October 5, 2011 – On Tuesday, September 7th I did my first guest speaking at my alma mater, California State University, Northridge. It was for an undergraduate seminar titled, “Public History.” The class is taught by my former graduate History professor and friend of mine. This is the first semester for a class such as this one to participate in a joint venture between the History and Anthropology departments. The focus of the class is to explore the theory, methods and practice of history outside the classroom. The class also introduces and broaden students’ awareness of careers for history and anthropology majors besides teaching, such as careers in the museum field, galleries, archives, research and not so obvious careers that utilized the skills and knowledge of the two majors. Majority of the students consisted of 3rd and 4th year undergraduates and a couple of graduate students.
The professor scheduled 5-6 individuals from various professions such as archives, records management and curatorial to guest speak throughout the semester. One of the individuals who will guest speak in two weeks from the time I am writing this is my colleague and supervisor, the Chief Curator at the Norton Simon Museum. As for my role as a guest speaker, I represent someone who is in the process of establishing herself in the museum field. I focused on my experiences in the museum field: Why and how I got into the field; the rewards and challenges in working in the field; the importance and value in networking and forming relationships with colleagues in the field; getting yourself involved (i.e. projects, volunteering, etc) and the importance in always educating yourself to stay updated and aware of what is going in the field you are in. I shared with the class my experiences as a Collections Management and Information Intern at LACMA and how my time at LACMA was my introduction to the museum field and wanting to work in the field. Interning and working with the Registrar and Collections Manager at the Norton Simon Museum further my experience, more hands on, specifically regarding a body of documents and art works. I shared my experiences volunteering at the Pasadena Museum of History and Downtown Art Walk, Los Angeles.
I also shared with the students suggestions and recommendations involving their job search that I learned from a career mentor. One example would be to do your research on the organization and get the names of those you would be interested to work with or work for in a department. Basically, go beyond then just having “Dear Human Resources” on your cover letter. Get an actual name to address your cover letter and resume too. Go on LinkedIn or the company’s website and search for names as well as learn about the company. And take the time to be traditional and mail your resume, in addition to emailing. If there is a particular position opening you’re interested in, state that in your cover letter. If there are no position openings, just “…inquire about a career opportunity in XYZ.” Mail your resumes and cover letters and wait for a response. Most likely, someone will email you saying they received your resume and at this time there is no position open in their department. Once you get a response, reply back thanking them for taking the time to respond. The important thing is that you have a name and contact information. The next thing to do is to connect with the person and get to know them and vice versa.

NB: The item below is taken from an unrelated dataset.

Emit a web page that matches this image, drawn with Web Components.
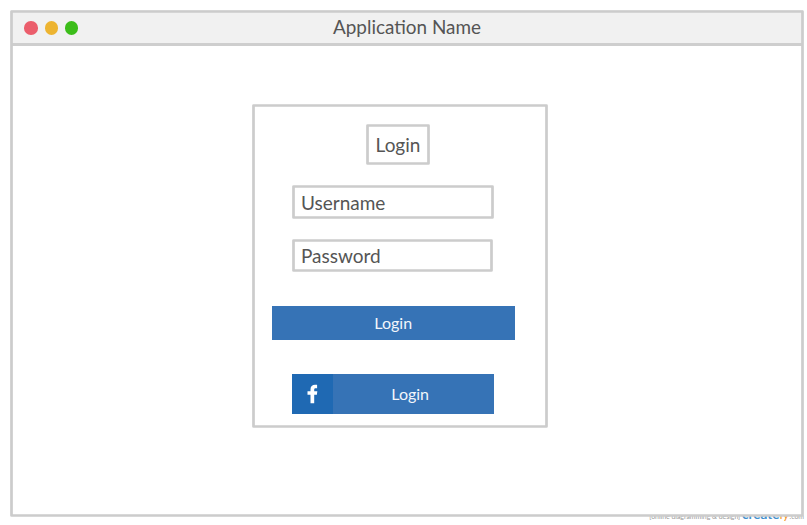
<!DOCTYPE html>
<html lang="en">
<head>
<meta charset="utf-8">
<title>Application Name</title>
<style>
  html, body { margin: 0; background: #fff; overflow: hidden; }
  body { width: 807px; height: 525px; font-family: Lato, Carlito, "Open Sans", sans-serif; color: #555; }
</style>
</head>
<body>
<app-window heading="Application Name">
  <login-card>
    <outline-box class="title">Login</outline-box>
    <outline-box class="user">Username</outline-box>
    <outline-box class="pass">Password</outline-box>
    <action-button class="main">Login</action-button>
    <action-button class="fb" social>Login</action-button>
  </login-card>
</app-window>
<credit-line></credit-line>
<script>
const outline = '<svg class="outline" aria-hidden="true"><rect/></svg>';
const outlineCss = `
  .outline { position: absolute; inset: 0; width: 100%; height: 100%; pointer-events: none; }
  .outline rect { x: 1.5px; y: 1.5px; width: calc(100% - 3px); height: calc(100% - 3px);
    fill: none; stroke: #cccccc; stroke-width: 2.7px; stroke-linejoin: round; }`;

class Base extends HTMLElement {
  constructor() {
    super();
    this.attachShadow({ mode: 'open' }).innerHTML = this.view();
  }
}

customElements.define('app-window', class extends Base {
  view() {
    return `<style>${outlineCss}
      :host { display: flex; flex-direction: column; position: relative; z-index: 1; box-sizing: border-box;
        width: 794px; height: 507px; margin: 10px 0 0 10px; background: linear-gradient(#fff, #fff) 1px 1px / 792px 505px no-repeat; }
      header { display: grid; grid-template-columns: 1fr auto 1fr; align-items: center; box-sizing: border-box;
        height: 36px; margin: 0 1px; background: #f1f1f1; border-bottom: 3px solid #cecece; font-size: 18.9px; line-height: 24px; }
      .dots { display: flex; gap: 6.6px; padding: 3px 0 0 13.4px; }
      i { width: 13.6px; height: 13.6px; border-radius: 50%; background: #eb5e6c; }
      i:nth-child(2) { background: #edb431; }
      i:nth-child(3) { background: #3cbd1a; }
      main { flex: 1; display: flex; padding: 58px 0 0 242px; align-items: flex-start; }
    </style>
    <header><div class="dots"><i></i><i></i><i></i></div><span></span></header>
    <main><slot></slot></main>${outline}`;
  }
  connectedCallback() {
    this.shadowRoot.querySelector('span').textContent = this.getAttribute('heading');
  }
});

customElements.define('login-card', class extends Base {
  view() {
    return `<style>${outlineCss}
      :host { display: flex; flex-direction: column; align-items: flex-start; position: relative; box-sizing: border-box;
        width: 296px; height: 324px; padding-top: 20px; }
      ::slotted(.title) { width: 64px; height: 41px; margin-left: 114px; justify-content: center; }
      ::slotted(.user) { width: 202px; height: 34px; margin: 20px 0 0 40px; }
      ::slotted(.pass) { width: 201px; height: 33px; margin: 20px 0 0 40px; }
      ::slotted(.main) { width: 242.5px; height: 34px; margin: 34px 0 0 20px; }
      ::slotted(.fb) { width: 202px; height: 40.5px; margin: 33.5px 0 0 40.4px; }
    </style><slot></slot>${outline}`;
  }
});

customElements.define('outline-box', class extends Base {
  view() {
    return `<style>${outlineCss}
      :host { display: flex; align-items: center; position: relative; box-sizing: border-box; font-size: 19px; line-height: 24px; }
      span { padding: 0 0 0 9px; }
      :host(.title) span { padding: 0; }
      :host(.user) span { padding-top: 1px; }
    </style><span><slot></slot></span>${outline}`;
  }
});

customElements.define('action-button', class extends Base {
  view() {
    return `<style>
      :host { display: flex; background: #3673b6; color: #f2f6fb; font-size: 16px; line-height: 20px; }
      .icon { display: none; width: 40.5px; background: #1f69b3; }
      :host([social]) .icon { display: block; }
      .label { flex: 1; display: flex; align-items: center; justify-content: center; padding-bottom: 1px; }
      :host([social]) .label { padding: 1px 7px 0 0; }
      svg { display: block; width: 40px; height: 40px; }
    </style>
    <div class="icon"><svg viewBox="0 0 40 40"><path fill="#fff" transform="translate(0.3 -0.7)" d="M18.2 29.9V21.4H15.2V17.9H18.2V16.1C18.2 13.1 20 11.5 22.7 11.5C23.7 11.5 24.6 11.6 24.8 11.6V14.9H23.4C22.1 14.9 21.9 15.5 21.9 16.5V17.9H25L24.6 21.4H21.9V29.9Z"/></svg></div>
    <div class="label"><slot></slot></div>`;
  }
});

customElements.define('credit-line', class extends Base {
  view() {
    return `<style>
      :host { display: flex; position: absolute; right: 3px; top: 506px; align-items: baseline; height: 16px;
        font-size: 6.9px; line-height: 16px; color: #999; white-space: pre; }
      b { font-size: 13.5px; font-weight: 700; color: #3f8fce; }
      em { font-style: normal; font-weight: 400; color: #f79b2e; }
    </style><span>[online diagramming &amp; design] </span><b>create<em>ly</em></b><span>.com</span>`;
  }
});
</script>
</body>
</html>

What I shared with the class is what I’ve been doing this past year or two as my mentor recommended it. Ask the individual to do a Q&A session with you about their profession for your own education. Some questions that you can ask would be: How did they get into the field? What are the rewards and challenges in the work they do? What resources can they recommend for you to read to learn more? You not only learn an aspect of the field and broaden your mind to a few things you didn’t know about the field, but you also get to know your colleague and your colleague gets to know you. After that, maintain your relationship with them. For example, email the individual updates of recent professional endeavors (i.e. projects you’re working on) or maybe you read something that may be of interest to them, etc. In some instances they will respond to your emails, other instance they may not. If they don’t, don’t fret or give up, they are busy with their work but they are reading your emails.
I was honest with the students. It’s not easy to get your foot through the door in the museum field. The experience of established individuals in the field and individuals such as myself working to get started in the field vary. Some have been fortunate in regards to timing. For others, it takes some time and a few tries. In ways you can relate to an actor, artist or musician trying to get recognized, proving and getting themselves establish all the while trying to survive. But that can be applied across the board, irregardless of the profession/field.
Since this was my first experience as a guest speaker, it was rewarding. I’m a shy person when it comes to speaking in front of a group of people, but this experience was a positive one and I enjoyed it. It was a pleasure to share my experiences with the students and hopefully it can help them with their job search and/or career path.